Dr. Rickman is currently an Assistant Professor in the Exercise and Rehabilitative Sciences Department at Slippery Rock University. Previously, she was an Assistant Professor in the Department of Health and Physical Activity (2002-2015), and the Assistant Director of the Physical Activity and Weight Management Research Center (2004-2015) at the University of Pittsburgh. Dr. Rickman holds a doctorate degree in Exercise Physiology and is also a Registered Dietitian, completing her undergraduate coursework in Clinical Dietetics and Nutrition. The combination of these areas of education allowed her the opportunity to work with a variety of short and long-term intervention trials. Dr. Rickman’s career in clinical research began in 1995, when she was hired by Dr. Rena Wing. While working for Dr. Wing, Dr. Rickman obtained experience in numerous specialized areas with a number of NIH Clinical Research Trials in the area of diabetes treatment and prevention, pregnancy, amenorrhea, premenopausal women, and obesity prevention and treatment. Dr.
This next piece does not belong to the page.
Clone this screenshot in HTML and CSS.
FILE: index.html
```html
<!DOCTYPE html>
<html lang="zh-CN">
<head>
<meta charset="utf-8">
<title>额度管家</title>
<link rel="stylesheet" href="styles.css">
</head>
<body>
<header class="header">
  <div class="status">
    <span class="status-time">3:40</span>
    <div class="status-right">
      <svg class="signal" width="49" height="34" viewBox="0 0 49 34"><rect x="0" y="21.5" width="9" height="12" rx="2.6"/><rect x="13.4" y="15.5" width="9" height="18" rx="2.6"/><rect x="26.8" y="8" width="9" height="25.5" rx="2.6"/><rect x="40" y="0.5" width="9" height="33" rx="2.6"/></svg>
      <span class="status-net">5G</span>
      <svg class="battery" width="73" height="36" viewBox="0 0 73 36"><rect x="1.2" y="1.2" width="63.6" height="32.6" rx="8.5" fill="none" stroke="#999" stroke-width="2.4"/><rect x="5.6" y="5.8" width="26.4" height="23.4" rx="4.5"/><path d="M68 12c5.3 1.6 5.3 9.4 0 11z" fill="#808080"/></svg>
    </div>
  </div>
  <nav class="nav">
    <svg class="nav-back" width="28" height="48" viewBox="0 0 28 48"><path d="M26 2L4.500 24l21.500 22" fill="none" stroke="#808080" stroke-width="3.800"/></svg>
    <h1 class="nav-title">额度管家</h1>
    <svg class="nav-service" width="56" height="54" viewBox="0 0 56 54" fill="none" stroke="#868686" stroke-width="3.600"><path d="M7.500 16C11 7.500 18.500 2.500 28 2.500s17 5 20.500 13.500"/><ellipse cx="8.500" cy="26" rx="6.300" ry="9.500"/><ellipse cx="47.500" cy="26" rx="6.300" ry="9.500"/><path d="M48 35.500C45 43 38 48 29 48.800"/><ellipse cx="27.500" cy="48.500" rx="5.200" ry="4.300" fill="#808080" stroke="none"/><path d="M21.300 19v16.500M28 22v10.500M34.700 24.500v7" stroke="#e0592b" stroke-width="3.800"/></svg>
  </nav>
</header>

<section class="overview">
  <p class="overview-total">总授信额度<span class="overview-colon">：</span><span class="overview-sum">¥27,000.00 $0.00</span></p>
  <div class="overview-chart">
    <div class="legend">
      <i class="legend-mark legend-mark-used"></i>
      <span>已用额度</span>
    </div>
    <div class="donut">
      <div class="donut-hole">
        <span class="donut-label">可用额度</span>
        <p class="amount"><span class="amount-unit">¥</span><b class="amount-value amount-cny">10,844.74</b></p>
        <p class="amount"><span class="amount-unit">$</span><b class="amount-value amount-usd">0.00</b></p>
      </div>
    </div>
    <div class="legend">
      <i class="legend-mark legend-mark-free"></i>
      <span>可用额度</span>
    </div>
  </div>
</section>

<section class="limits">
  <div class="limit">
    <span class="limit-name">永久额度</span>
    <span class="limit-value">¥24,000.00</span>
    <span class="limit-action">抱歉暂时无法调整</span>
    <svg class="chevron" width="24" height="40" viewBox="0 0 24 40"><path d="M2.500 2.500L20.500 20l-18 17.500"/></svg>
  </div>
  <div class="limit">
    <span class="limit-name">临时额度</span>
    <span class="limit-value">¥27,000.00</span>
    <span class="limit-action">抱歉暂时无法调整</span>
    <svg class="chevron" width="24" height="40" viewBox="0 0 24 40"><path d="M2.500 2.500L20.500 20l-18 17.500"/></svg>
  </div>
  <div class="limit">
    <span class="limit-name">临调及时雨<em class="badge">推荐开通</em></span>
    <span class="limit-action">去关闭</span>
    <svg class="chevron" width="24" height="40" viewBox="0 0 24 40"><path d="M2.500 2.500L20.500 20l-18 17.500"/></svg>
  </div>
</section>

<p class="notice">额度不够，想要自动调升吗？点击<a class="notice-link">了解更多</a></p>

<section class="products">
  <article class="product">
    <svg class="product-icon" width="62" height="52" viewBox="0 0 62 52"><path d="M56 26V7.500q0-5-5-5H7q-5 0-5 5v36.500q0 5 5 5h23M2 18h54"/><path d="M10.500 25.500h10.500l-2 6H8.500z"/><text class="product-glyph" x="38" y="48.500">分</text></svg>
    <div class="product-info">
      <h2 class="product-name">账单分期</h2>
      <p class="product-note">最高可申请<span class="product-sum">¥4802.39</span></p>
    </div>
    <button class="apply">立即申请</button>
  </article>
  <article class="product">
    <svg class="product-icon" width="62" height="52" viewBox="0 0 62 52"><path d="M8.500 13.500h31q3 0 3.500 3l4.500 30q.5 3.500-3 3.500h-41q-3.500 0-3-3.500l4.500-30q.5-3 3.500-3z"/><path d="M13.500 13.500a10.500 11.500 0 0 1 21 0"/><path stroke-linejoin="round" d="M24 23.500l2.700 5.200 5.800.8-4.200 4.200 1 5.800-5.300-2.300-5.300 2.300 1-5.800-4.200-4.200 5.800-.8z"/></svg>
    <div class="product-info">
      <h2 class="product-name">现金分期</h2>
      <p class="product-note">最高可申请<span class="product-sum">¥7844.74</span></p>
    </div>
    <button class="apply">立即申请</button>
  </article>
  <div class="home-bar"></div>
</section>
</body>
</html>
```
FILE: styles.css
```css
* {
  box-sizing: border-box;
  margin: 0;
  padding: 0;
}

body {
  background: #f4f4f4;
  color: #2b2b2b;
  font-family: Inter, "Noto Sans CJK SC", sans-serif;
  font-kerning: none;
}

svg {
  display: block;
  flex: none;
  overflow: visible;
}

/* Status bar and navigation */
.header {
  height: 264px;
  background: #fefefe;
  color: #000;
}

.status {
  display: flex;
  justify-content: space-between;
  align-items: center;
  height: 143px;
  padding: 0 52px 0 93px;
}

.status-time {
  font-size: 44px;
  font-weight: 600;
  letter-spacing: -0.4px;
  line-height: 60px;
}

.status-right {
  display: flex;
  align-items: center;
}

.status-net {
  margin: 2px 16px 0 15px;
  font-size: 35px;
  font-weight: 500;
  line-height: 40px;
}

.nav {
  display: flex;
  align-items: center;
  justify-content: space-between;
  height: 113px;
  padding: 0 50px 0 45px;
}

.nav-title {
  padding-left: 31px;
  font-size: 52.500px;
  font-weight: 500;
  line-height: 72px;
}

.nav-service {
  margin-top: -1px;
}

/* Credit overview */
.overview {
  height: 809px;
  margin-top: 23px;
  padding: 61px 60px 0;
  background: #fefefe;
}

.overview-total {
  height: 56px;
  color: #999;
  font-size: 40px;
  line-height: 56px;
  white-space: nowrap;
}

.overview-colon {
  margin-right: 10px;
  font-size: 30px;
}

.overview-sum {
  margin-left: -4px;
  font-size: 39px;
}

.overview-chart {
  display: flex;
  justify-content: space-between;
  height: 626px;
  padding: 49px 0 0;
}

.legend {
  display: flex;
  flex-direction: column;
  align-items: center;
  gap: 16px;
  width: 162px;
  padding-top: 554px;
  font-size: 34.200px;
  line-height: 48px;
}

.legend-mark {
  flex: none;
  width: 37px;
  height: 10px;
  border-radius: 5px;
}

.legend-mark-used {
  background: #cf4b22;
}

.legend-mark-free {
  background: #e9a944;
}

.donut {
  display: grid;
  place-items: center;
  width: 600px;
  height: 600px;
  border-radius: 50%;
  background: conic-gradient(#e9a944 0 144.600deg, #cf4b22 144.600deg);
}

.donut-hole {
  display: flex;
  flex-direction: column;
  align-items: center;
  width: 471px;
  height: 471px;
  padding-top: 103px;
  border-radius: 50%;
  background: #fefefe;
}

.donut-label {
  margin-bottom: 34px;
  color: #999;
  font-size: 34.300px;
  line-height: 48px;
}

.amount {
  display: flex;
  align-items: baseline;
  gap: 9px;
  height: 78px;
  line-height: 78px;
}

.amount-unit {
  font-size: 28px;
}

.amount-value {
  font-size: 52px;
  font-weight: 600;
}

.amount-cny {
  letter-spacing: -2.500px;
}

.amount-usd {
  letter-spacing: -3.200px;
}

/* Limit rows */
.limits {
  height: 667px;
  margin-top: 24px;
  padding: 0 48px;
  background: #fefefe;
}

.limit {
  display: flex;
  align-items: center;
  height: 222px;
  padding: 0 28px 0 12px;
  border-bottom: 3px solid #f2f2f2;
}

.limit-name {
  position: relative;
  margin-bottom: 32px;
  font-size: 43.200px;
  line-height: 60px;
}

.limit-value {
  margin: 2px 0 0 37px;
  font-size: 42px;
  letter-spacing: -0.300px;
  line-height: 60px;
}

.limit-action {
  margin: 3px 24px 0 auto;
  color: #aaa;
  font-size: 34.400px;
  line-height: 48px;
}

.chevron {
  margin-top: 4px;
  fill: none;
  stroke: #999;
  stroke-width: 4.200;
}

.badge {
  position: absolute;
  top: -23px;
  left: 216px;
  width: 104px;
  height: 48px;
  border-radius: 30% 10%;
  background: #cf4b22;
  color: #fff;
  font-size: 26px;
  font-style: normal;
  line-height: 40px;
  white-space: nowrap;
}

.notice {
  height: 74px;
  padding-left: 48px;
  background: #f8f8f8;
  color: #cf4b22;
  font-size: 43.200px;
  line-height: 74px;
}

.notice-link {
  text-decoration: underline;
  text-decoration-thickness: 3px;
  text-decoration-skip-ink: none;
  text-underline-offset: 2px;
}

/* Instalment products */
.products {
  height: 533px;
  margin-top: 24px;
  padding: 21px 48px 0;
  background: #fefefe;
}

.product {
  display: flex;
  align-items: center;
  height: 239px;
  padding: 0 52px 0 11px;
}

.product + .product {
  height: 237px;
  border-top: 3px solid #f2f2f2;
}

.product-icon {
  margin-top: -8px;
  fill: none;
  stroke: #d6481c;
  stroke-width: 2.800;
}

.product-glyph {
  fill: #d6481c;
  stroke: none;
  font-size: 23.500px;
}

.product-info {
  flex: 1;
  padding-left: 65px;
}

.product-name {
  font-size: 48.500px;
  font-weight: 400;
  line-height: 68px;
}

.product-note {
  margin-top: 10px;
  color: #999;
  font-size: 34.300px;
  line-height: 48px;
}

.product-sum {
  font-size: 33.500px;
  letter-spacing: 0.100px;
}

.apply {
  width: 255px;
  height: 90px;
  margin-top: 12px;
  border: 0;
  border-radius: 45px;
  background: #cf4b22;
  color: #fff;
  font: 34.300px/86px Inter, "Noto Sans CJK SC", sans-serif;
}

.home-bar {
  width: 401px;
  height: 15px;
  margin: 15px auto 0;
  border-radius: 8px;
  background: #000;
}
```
Rickman has served as a Principal Investigator and a Co-Investigator on several NIH-funded clinical trials at the Physical Activity and Weight Management Research Center at the University of Pittsburgh and now serves as a DSMB member for the NIA. Dr. Rickman holds professional memberships in with the following organizations: American College of Sports Medicine (fellow) and The Center for Science in the Public Interest and has had memberships in the past with The Obesity Society, The Society of Behavioral Medicine, and the Academy of Dietetics and Nutrition.
The S.O.S. (Supplement Overload Syndrome): Science to the R.E.S.C.U.E. (Research and Education on Supplements Causes Understanding and Education) Session will be an interactive workshop to teach professionals how to effectively evaluate the safety and effectiveness of supplements. There are thousands of supplements on the market today, with many of these supplements geared toward active individuals. However, due to the lack of regulation of these dietary supplements, health professionals need to be able to separate media hype from the scientific evidence about these products. This session will use a variety of interactive techniques in order to educate health professionals how to be critical thinkers when it comes to supplement use.